Approximation Using Tangent Line Calculator

Tangent Line Approximation Tool

Use this calculator to approximate the value of a function near a known point using its tangent line. This is a fundamental concept in calculus for understanding local behavior of functions.

What is Approximation Using Tangent Line?

Approximation using a tangent line is a fundamental technique in calculus used to estimate the value of a function near a specific point. It leverages the idea that a tangent line to a curve at a certain point provides an excellent local approximation of the function’s behavior at that point. Essentially, we’re replacing a potentially complex curve with a simple straight line in a very small neighborhood around the point of tangency. This method is invaluable when direct calculation of the function at a nearby point is difficult or impossible, or when we only need a close estimate.

Who should use it:

• Calculus Students: Essential for understanding derivatives, linear approximations, and Taylor series.
• Engineers and Scientists: For simplifying complex models, performing quick estimations in simulations, and analyzing system behavior under small perturbations.
• Mathematicians: As a building block for more advanced numerical methods and theoretical analysis.
• Data Analysts: To understand local trends in data where a linear model might suffice for a small range.

Common Misconceptions:

• It’s always accurate: The accuracy decreases rapidly as you move further away from the point of tangency (x₀).
• It’s only for simple functions: While easier to visualize with simple functions like polynomials, it applies to any differentiable function.
• It replaces the actual function: It’s an *approximation*, not the true value, except at the exact point of tangency.

Tangent Line Approximation Formula and Mathematical Explanation

The core idea behind approximating a function \(f(x)\) near a point \(x_0\) using its tangent line stems from the definition of the derivative.
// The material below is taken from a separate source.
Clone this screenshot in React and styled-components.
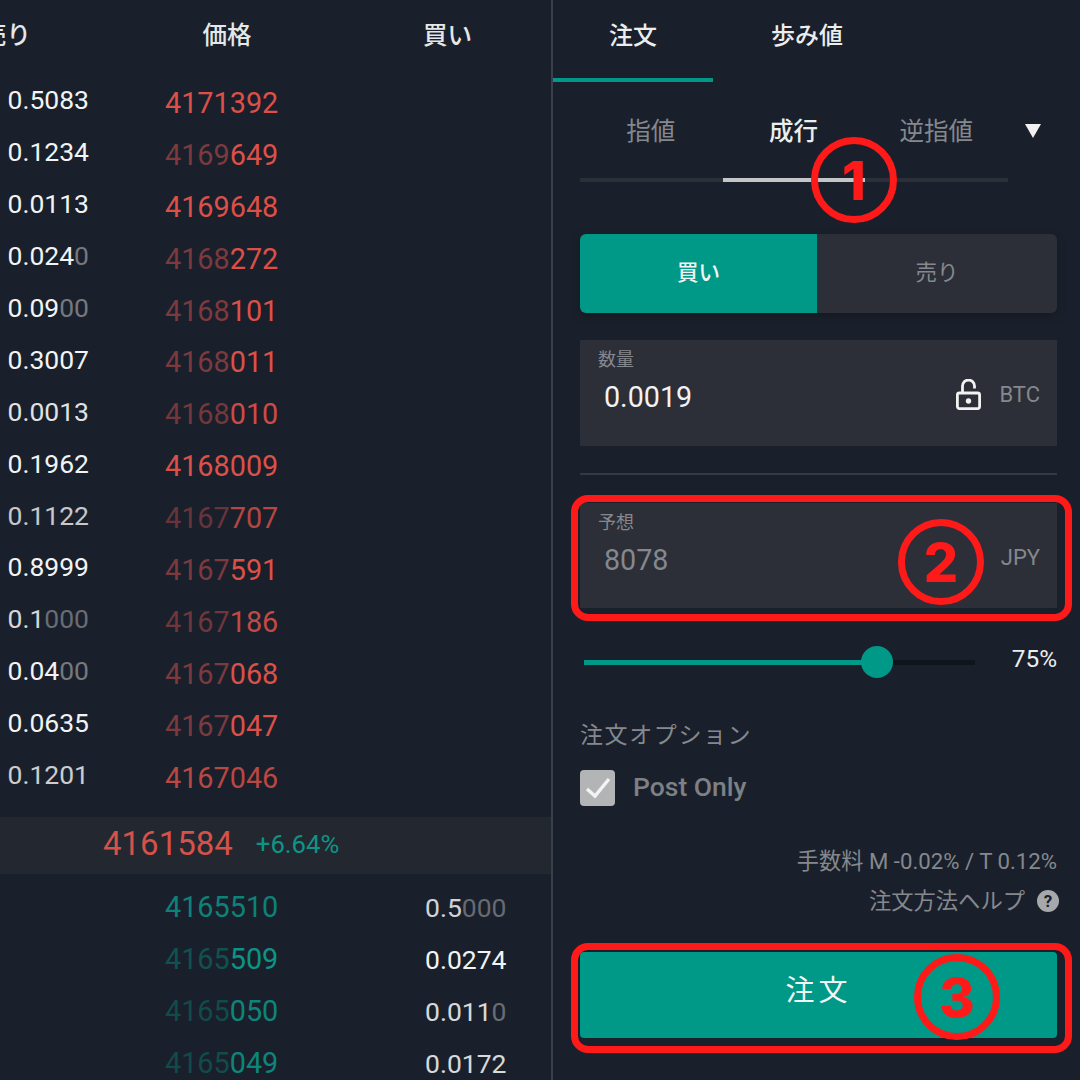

The derivative \(f'(x_0)\) represents the instantaneous rate of change of the function at \(x_0\), which is precisely the slope of the tangent line at that point.
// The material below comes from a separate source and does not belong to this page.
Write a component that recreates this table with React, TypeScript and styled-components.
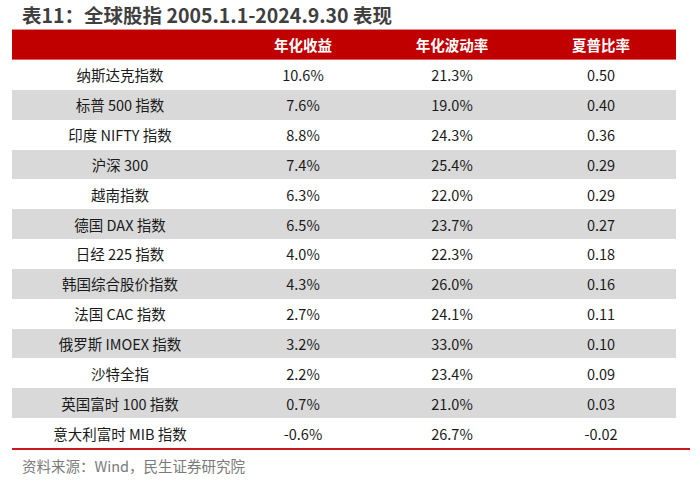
import React from "react";
import styled, { createGlobalStyle } from "styled-components";

const Global = createGlobalStyle`
  html, body { margin: 0; padding: 0; background: #ffffff; }
  body { font-family: "Noto Sans CJK SC", "Noto Sans", sans-serif; }
`;

const Page = styled.div`
  width: 700px;
  height: 482px;
  background: #fff;
  overflow: hidden;
`;

const Title = styled.div`
  height: 29px;
  padding-left: 22px;
  font-size: 19.5px;
  font-weight: 700;
  line-height: 29px;
  color: #3f3f3f;
  white-space: nowrap;
`;

const Table = styled.div`
  margin-left: 12px;
  width: 664px;
  display: grid;
  grid-template-columns: 216px 150px 148px 150px;
`;

const HeaderRow = styled.div`
  display: contents;
`;

const HeadCell = styled.div`
  height: 29px;
  background: #c00000;
  border-top: 1px solid #e58a8a;
  border-bottom: 1px solid #e06060;
  color: #fff;
  font-size: 14.5px;
  font-weight: 700;
  display: flex;
  align-items: center;
  justify-content: center;
`;

const Cell = styled.div<{ $shade: boolean }>`
  height: 29.85px;
  background: ${(p) => (p.$shade ? "#d9d9d9" : "#ffffff")};
  color: #1a1a1a;
  font-size: 14.5px;
  display: flex;
  align-items: center;
  justify-content: center;
  white-space: nowrap;
`;

const BottomRule = styled.div`
  margin-left: 12px;
  width: 678px;
  height: 2px;
  background: #c8191f;
`;

const Source = styled.div`
  padding-left: 22px;
  margin-top: 6px;
  font-size: 14.5px;
  line-height: 20px;
  color: #7a7a7a;
  white-space: nowrap;
`;

const rows: [string, string, string, string][] = [
  ["纳斯达克指数", "10.6%", "21.3%", "0.50"],
  ["标普 500 指数", "7.6%", "19.0%", "0.40"],
  ["印度 NIFTY 指数", "8.8%", "24.3%", "0.36"],
  ["沪深 300", "7.4%", "25.4%", "0.29"],
  ["越南指数", "6.3%", "22.0%", "0.29"],
  ["德国 DAX 指数", "6.5%", "23.7%", "0.27"],
  ["日经 225 指数", "4.0%", "22.3%", "0.18"],
  ["韩国综合股价指数", "4.3%", "26.0%", "0.16"],
  ["法国 CAC 指数", "2.7%", "24.1%", "0.11"],
  ["俄罗斯 IMOEX 指数", "3.2%", "33.0%", "0.10"],
  ["沙特全指", "2.2%", "23.4%", "0.09"],
  ["英国富时 100 指数", "0.7%", "21.0%", "0.03"],
  ["意大利富时 MIB 指数", "-0.6%", "26.7%", "-0.02"],
];

export default function App() {
  return (
    <Page>
      <Global />
      <Title>表11：全球股指 2005.1.1-2024.9.30 表现</Title>
      <Table>
        <HeaderRow>
          <HeadCell />
          <HeadCell>年化收益</HeadCell>
          <HeadCell>年化波动率</HeadCell>
          <HeadCell>夏普比率</HeadCell>
        </HeaderRow>
        {rows.map((r, i) =>
          r.map((v, j) => (
            <Cell key={`${i}-${j}`} $shade={i % 2 === 1}>
              {v}
            </Cell>
          ))
        )}
      </Table>
      <BottomRule />
      <Source>资料来源：Wind，民生证券研究院</Source>
    </Page>
  );
}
The equation of a line passing through a point \((x_0, y_0)\) with slope \(m\) is given by the point-slope form: \(y – y_0 = m(x – x_0)\).

In our context:

• The point is \((x_0, f(x_0))\).
• The slope \(m\) is the derivative at \(x_0\), i.e., \(m = f'(x_0)\).
• The line’s equation represents the tangent line, which approximates \(f(x)\) near \(x_0\). Let \(y\) be the approximation for \(f(x)\).
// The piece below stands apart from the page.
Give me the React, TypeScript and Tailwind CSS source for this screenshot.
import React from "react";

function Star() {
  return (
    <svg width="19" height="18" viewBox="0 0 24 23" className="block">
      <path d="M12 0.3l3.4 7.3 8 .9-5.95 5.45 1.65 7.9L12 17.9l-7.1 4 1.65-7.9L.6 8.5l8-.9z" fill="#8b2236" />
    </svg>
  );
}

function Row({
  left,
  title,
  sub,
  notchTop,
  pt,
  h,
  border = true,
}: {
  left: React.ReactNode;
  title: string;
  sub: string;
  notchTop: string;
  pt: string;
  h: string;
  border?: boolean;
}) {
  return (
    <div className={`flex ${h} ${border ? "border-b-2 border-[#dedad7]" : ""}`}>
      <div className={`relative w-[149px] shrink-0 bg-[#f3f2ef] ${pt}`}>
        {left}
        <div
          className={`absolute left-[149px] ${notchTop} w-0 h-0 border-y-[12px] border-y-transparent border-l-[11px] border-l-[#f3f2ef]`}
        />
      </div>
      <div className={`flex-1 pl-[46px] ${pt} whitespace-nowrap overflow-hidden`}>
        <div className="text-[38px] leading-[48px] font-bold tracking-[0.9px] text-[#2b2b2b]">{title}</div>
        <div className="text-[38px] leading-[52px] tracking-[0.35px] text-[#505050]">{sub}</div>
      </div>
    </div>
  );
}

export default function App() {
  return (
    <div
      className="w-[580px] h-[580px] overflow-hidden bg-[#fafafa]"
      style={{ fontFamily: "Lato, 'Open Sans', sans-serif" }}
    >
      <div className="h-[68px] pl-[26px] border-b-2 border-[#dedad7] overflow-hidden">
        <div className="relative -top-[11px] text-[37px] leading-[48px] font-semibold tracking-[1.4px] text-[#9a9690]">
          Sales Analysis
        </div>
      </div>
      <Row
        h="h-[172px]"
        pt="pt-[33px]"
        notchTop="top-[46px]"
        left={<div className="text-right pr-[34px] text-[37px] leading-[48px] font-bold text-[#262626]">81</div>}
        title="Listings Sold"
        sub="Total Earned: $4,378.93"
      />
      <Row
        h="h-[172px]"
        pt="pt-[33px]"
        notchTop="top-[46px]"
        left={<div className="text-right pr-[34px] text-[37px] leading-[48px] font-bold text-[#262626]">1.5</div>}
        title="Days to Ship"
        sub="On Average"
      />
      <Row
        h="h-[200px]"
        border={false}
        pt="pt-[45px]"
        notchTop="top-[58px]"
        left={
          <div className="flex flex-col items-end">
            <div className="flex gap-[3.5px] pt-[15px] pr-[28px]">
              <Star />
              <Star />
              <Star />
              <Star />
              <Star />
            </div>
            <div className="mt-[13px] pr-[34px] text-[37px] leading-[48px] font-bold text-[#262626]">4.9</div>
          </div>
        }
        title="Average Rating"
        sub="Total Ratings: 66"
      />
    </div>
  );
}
Substituting these into the point-slope form, we get:

\(y – f(x_0) = f'(x_0)(x – x_0)\)

Solving for \(y\) (the approximation of \(f(x)\) near \(x_0\)), we get the linear approximation formula:

\(y \approx f(x_0) + f'(x_0)(x – x_0)\)

If we are interested in approximating the function at a point slightly different from \(x_0\), say \(x_0 + \Delta x\), then \(x = x_0 + \Delta x\), and consequently, \(x – x_0 = \Delta x\). The formula becomes:

f(x₀ + Δx) ≈ L(x₀ + Δx) = f(x₀) + f'(x₀)Δx

This formula tells us that the approximate value of the function at \(x_0 + \Delta x\) is equal to the function’s value at \(x_0\) plus the change along the tangent line. The term \(f'(x_0)\Delta x\) represents this change along the tangent line.

Variable Explanations

Variable	Meaning	Unit	Typical Range
\(f(x)\)	The function being approximated.	Depends on the function (e.g., units of output).	N/A (defined by user).
\(x\)	The input value for the function.	Units of the independent variable.	N/A (defined by user).
\(x_0\)	The point of tangency; the center of the approximation.	Units of the independent variable.	Any real number (practical use depends on function domain).
\(\Delta x\)	The change from \(x_0\) to the approximation point \(x\). (\(x – x_0\))	Units of the independent variable.	Small values close to 0 for good approximation. Can be positive or negative.
\(f(x_0)\)	The value of the function at the point of tangency.	Units of the dependent variable.	Depends on the function.
\(f'(x)\)	The derivative of the function \(f(x)\), representing its slope.	Units of the dependent variable / Units of the independent variable.	N/A (derived from \(f(x)\)).
\(f'(x_0)\)	The slope of the tangent line at \(x_0\).	Units of the dependent variable / Units of the independent variable.	Depends on the function’s derivative.
\(L(x_0 + \Delta x)\)	The linear approximation of \(f(x_0 + \Delta x)\) using the tangent line.	Units of the dependent variable.	An estimate of \(f(x)\) near \(x_0\).
Actual \(f(x_0 + \Delta x)\)	The true value of the function at the approximation point.	Units of the dependent variable.	The true value.
Error	The difference between the actual value and the approximation (\(f(x_0 + \Delta x) – L(x_0 + \Delta x)\)).	Units of the dependent variable.	Ideally close to 0.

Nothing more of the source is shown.